SHORT PROBLEM:
Copy every line in the records below that contains the word "code".

DATASET:
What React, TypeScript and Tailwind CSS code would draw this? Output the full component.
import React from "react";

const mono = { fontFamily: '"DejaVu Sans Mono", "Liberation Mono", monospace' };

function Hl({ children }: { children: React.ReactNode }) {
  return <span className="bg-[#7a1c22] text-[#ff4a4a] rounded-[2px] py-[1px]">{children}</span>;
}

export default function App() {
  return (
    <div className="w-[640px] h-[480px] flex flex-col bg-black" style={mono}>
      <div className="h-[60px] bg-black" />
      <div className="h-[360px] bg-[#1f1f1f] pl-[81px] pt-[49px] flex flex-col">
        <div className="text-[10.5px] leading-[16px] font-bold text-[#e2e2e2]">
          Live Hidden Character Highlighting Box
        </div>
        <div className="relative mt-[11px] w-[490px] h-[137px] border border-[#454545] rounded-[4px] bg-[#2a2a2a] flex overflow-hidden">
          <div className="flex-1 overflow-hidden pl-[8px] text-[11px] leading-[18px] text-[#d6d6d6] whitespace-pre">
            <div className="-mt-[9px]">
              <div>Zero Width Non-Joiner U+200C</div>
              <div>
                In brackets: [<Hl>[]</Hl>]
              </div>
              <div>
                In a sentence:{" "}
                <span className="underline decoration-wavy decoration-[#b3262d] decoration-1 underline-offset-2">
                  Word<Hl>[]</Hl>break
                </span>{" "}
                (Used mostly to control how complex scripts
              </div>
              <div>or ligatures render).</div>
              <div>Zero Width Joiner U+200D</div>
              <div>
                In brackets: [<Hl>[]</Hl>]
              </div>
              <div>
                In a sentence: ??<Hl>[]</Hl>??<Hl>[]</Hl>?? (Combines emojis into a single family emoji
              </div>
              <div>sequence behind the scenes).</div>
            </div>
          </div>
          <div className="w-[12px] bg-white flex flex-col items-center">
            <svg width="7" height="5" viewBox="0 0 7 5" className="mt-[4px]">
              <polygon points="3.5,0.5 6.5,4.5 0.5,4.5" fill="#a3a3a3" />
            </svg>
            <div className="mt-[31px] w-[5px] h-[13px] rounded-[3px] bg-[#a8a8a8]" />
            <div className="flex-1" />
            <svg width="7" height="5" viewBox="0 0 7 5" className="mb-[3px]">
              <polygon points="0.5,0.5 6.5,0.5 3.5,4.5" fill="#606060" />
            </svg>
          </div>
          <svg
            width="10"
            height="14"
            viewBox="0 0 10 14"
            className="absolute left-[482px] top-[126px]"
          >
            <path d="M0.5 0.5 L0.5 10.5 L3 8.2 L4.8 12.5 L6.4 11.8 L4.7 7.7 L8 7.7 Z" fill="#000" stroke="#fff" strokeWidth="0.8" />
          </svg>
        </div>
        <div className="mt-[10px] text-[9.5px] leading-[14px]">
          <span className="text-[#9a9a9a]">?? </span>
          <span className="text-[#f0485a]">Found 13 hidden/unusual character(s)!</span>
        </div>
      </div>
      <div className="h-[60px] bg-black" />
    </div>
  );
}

--

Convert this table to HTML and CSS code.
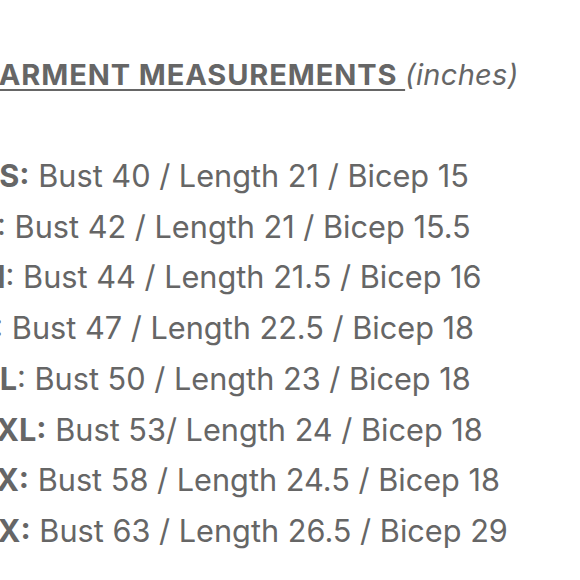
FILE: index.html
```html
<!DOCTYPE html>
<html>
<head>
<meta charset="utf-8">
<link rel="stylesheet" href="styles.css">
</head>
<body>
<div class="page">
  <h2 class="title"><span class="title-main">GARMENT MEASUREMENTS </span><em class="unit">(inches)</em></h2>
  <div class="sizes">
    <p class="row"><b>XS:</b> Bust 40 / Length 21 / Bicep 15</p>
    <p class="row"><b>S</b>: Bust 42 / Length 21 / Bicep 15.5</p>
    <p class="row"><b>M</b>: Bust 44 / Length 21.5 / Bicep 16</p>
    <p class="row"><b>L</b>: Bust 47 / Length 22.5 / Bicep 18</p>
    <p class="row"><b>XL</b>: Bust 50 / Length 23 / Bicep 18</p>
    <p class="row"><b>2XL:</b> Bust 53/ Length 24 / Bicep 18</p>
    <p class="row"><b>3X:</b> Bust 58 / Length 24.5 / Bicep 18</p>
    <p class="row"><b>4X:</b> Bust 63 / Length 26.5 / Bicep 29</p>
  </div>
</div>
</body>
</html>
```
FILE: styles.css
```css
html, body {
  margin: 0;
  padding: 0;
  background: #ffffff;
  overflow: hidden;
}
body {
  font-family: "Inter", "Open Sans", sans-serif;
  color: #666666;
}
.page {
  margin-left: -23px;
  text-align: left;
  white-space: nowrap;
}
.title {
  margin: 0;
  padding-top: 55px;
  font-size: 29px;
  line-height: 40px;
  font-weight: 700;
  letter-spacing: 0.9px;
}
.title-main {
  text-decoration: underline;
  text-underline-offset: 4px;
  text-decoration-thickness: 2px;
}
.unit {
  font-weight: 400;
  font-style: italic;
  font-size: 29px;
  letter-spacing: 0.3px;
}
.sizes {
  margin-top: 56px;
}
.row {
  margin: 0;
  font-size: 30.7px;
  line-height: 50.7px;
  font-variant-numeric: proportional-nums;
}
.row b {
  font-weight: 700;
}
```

WORKED SOLUTION:
What React, TypeScript and Tailwind CSS code would draw this? Output the full component.
Convert this table to HTML and CSS code.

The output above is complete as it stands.